▶ PROBLEM
For each line that holds "React", copy the line out.

--*--

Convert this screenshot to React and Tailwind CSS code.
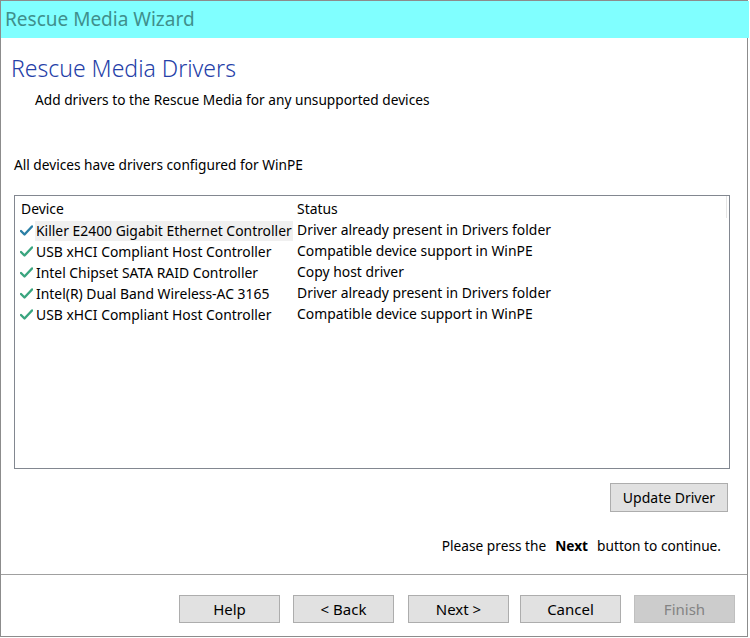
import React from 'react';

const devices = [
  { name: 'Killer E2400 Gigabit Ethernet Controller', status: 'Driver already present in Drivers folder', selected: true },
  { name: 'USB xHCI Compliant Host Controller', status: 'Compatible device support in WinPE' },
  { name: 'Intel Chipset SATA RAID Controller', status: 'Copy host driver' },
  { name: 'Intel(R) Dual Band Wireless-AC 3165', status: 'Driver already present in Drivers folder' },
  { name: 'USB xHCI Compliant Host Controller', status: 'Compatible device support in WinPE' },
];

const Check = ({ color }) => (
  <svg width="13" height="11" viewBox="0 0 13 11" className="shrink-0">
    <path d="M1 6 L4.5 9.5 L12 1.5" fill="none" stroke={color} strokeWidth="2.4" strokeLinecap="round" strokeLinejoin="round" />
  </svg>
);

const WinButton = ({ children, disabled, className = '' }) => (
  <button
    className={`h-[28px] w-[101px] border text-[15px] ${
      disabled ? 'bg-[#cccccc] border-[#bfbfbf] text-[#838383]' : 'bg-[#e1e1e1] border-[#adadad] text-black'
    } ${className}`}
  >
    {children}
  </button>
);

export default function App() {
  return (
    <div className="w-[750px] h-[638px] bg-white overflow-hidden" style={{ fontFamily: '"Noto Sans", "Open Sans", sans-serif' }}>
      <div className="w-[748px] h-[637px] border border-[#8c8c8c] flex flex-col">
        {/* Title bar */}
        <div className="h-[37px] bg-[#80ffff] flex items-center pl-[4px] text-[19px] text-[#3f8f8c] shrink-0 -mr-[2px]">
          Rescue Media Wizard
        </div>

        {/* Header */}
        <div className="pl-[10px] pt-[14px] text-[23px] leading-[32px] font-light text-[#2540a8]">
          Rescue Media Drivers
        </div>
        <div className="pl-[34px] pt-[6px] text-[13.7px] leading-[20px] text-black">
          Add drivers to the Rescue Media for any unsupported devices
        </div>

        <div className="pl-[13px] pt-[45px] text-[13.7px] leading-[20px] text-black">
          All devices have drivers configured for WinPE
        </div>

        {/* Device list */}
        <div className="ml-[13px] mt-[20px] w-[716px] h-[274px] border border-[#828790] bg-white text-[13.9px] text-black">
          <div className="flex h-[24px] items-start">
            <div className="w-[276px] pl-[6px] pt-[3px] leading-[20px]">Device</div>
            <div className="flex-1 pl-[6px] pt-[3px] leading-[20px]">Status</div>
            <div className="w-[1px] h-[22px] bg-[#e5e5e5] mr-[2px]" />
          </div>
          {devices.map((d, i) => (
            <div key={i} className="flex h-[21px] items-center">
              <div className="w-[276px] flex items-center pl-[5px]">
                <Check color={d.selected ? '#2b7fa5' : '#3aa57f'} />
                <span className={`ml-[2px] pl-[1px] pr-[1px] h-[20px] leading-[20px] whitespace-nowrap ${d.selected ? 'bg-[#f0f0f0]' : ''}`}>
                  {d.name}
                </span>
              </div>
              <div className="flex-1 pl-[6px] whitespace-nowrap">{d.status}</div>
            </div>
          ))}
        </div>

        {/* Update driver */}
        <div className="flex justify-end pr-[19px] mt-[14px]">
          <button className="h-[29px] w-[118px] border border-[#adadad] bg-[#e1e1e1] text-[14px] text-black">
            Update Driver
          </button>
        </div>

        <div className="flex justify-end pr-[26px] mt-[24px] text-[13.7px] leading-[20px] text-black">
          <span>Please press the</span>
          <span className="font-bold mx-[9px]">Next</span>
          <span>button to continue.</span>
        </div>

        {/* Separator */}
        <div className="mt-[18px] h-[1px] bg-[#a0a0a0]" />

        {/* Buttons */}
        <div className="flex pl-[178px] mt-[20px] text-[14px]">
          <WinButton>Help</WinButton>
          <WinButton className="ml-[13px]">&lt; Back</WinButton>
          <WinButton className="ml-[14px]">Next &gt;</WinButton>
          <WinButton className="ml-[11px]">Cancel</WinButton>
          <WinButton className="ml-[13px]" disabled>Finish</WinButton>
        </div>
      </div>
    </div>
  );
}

--*--

▶ EXERCISE RESULT
Convert this screenshot to React and Tailwind CSS code.
import React from 'react';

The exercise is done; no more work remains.